Does this cure the law of censorial implications? Even with the proper context of what the "requesting" language is doing, I still don't like it -- there seems to me still a marked difference between handing over information about whether a person is associated with Israeli charities (subpart F) in order to comply with another country's boycott regulations, and doing so because you yourself believe they should be boycotted -- the latter case being more clearly expressive all-the-way-down.

So, in sum: at the very least I think the "request" language should be eliminated -- it's only causing trouble. And on the whole I find this a strange law because the key rationale for the initial law -- the secondary boycott threat -- doesn't really seem to be at issue here. Consequently, I'm not convinced this new amendment is necessary or worth the tempest it is stirring up. But the more hyperbolic readings -- that it bans the call for a boycott against Israel outright -- seem to be wrong and based on a poor reading of the bill in conjunction with the statute it is modifying.


  1. Thank you for this careful analysis, David.
    One question, perhaps a bit out of left field.
    The most likely relevant action by the EU or other foreign jurisdictions at the moment concerns proper labelling of products from territories occupied or administered by Israel, most notably the West Bank but possibly Golan as well, and produced by Israeli settlers. A classic example would be labelling of wine produced from grapes grown by settlers in the West Bank or Golan. Currently this is most likely labelled product of Israel, and the government of Israel, as well as producers, are disinclined to relabel as product of the West Bank. Mislabelled products may be prohibited from the market. What is your assessment of whether this can be considered a boycott (or other prohibited conduct) triggering the terms of the American statute? My guess is that this is the primary threat motivating the proposed statutory change, but I am myself not clear whether the proposed language would cover it.
    --Alan Jay Weisbard

  2. I don't think a labeling requirement counts as a "boycott" under the plain language of the statute. It is not a refusal to conduct business with the company in question; companies are required to label things in ways they would dislike all the time.

  3. The West Bank issue seems the most problematic. Does the bill specify (as I believe the House one does) that boycotts of the occupied territories are also banned? If so, this is significantly different than boycotting an entire country.

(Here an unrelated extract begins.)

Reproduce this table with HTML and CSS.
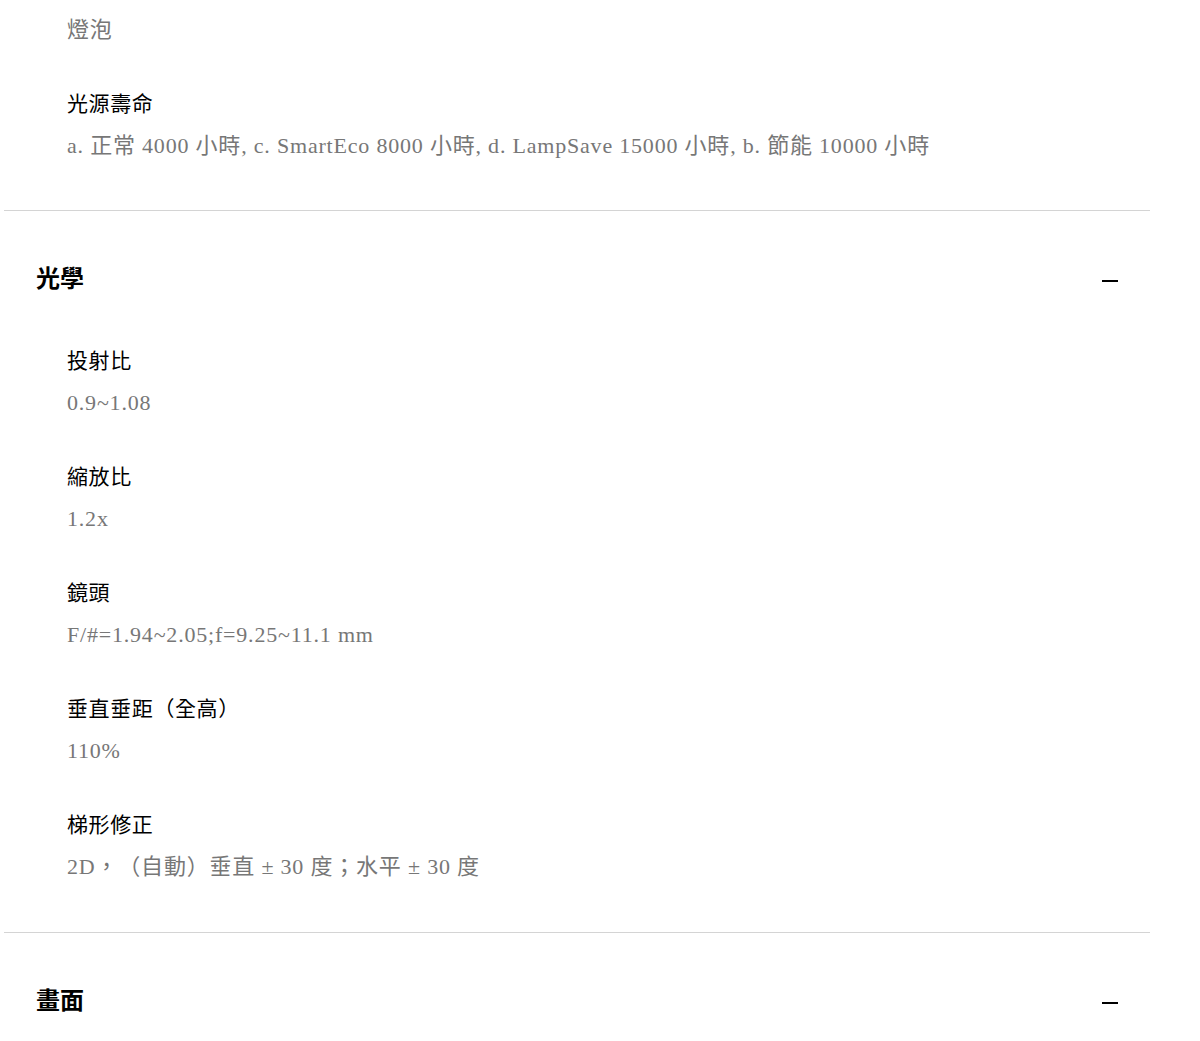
FILE: index.html
```html
<!DOCTYPE html>
<html lang="zh-Hant">
<head>
    <meta charset="UTF-8">
    <meta name="viewport" content="width=device-width, initial-scale=1.0">
    <title>規格</title>
    <link rel="stylesheet" href="styles.css">
</head>
<body>
    <div class="specs">
        <section class="spec-group">
            <div class="spec-list first">
                <div class="spec-item">
                    <div class="spec-value">燈泡</div>
                </div>
                <div class="spec-item">
                    <div class="spec-label">光源壽命</div>
                    <div class="spec-value">a. 正常 4000 小時, c. SmartEco 8000 小時, d. LampSave 15000 小時, b. 節能 10000 小時</div>
                </div>
            </div>
        </section>
        <section class="spec-group">
            <div class="spec-head">
                <h2>光學</h2>
                <span class="toggle"></span>
            </div>
            <div class="spec-list">
                <div class="spec-item">
                    <div class="spec-label">投射比</div>
                    <div class="spec-value">0.9~1.08</div>
                </div>
                <div class="spec-item">
                    <div class="spec-label">縮放比</div>
                    <div class="spec-value">1.2x</div>
                </div>
                <div class="spec-item">
                    <div class="spec-label">鏡頭</div>
                    <div class="spec-value">F/#=1.94~2.05;f=9.25~11.1 mm</div>
                </div>
                <div class="spec-item">
                    <div class="spec-label">垂直垂距（全高）</div>
                    <div class="spec-value">110%</div>
                </div>
                <div class="spec-item">
                    <div class="spec-label">梯形修正</div>
                    <div class="spec-value">2D，（自動）垂直 ± 30 度；水平 ± 30 度</div>
                </div>
            </div>
        </section>
        <section class="spec-group">
            <div class="spec-head">
                <h2>畫面</h2>
                <span class="toggle"></span>
            </div>
        </section>
    </div>
</body>
</html>
```

FILE: styles.css
```css
body {
    margin: 0;
    background-color: #fff;
    font-family: "Noto Sans CJK TC", "Noto Sans", sans-serif;
    color: #000;
    text-spacing-trim: space-all;
}
.specs {
    width: 1146px;
    margin-left: 4px;
}
.spec-group {
    border-top: 1px solid #d4d4d4;
}
.spec-group:first-child {
    border-top: none;
}
.spec-head {
    display: flex;
    align-items: center;
    justify-content: space-between;
    padding: 50px 32px 52px;
}
.spec-head h2 {
    margin: 0;
    font-size: 24px;
    font-weight: bold;
    line-height: 32px;
}
.toggle {
    width: 16px;
    height: 2px;
    margin-top: 8px;
    background-color: #000;
}
.spec-list {
    display: flex;
    flex-direction: column;
    gap: 42px;
    padding: 0 32px 49px 63px;
}
.spec-list.first {
    padding-top: 14px;
    padding-bottom: 48px;
}
.spec-label {
    font-size: 21px;
    line-height: 28px;
    letter-spacing: 0.6px;
}
.spec-value {
    margin-top: 14px;
    font-family: "Liberation Serif", "Noto Sans CJK TC", serif;
    font-size: 22px;
    line-height: 32px;
    letter-spacing: 0.8px;
    color: #777;
}
.spec-list.first .spec-item:first-child .spec-value {
    margin-top: 0;
}
```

Banning boycotts of products based on the actual conditions under which they're made (as opposed to the entire country) is tantamount to banning all legitimate boycotts. It also blurs the line between Israel proper and the occupied territories, in contrast to 50 years of American precedent.

  4. The bill doesn't ban boycotts. The bill doesn't ban boycotts. The bill doesn't ban boycotts. This entire post is about explaining why the bill doesn't ban boycotts!

  5. I also question The Intercept's interpretation of the potential criminal penalty as including up to 20 years imprisonment.

    Section 4(c) of S.720 says, "Whoever knowingly violates or conspires to or attempts to violate any provision of section 8(a) [of the Export Administration Act] . . . shall be fined in accordance with [50 U.S.C. § 1705]." (Emphasis added.)

    Section 1705(c) provides for imprisonment if the offender is a natural person, but the bill is limited to "shall be fined." Additionally, as I understand (this is all a bit confusing), the penalty provisions of 50 U.S.C. § 4610(a)–(b) have sunset, which is why S.720 proposes the addition of subsection (j), which directed to the code section of the International Emergency Economic Powers Act.

  6. This is a pretty clear analysis that answers most questions about the new law. But I note that the legislation starts with the proposition that "President shall issue regulations". The current President has demonstrated contempt for the First Amendment. Has the administration, if you can call it that, said anything that could be interpreted as agreeing with your analysis? How about the Federalist Society, which seems to control the Supreme Court nomination process, if not the whole Justice Department? If you have to be a Sudoku expert to figure out if speech is prohibited, this legislation certainly could restrict fee speech.

  7. All laws have, in one form or another, language to this effect. But what it means in context is that some mid-level bureaucrat at the Department of Commerce will issue regulations enforcing the law, blah blah blah.

    Of course, the problem of a President (or other executive branch officials) showing contempt for rule of law is that it really doesn't matter what the law says (because the whole point is we think they're not constrained by law). But in practice this has been a very obscure law that I doubt is on either President Trump or the Federalist Society's radar screen (the FedSoc, incidentally, does not to my knowledge issue statements of the sort that you have in mind. It's a conservative intellectual organization, the right-wing equivalent to the American Constitution Society of which I've been a member).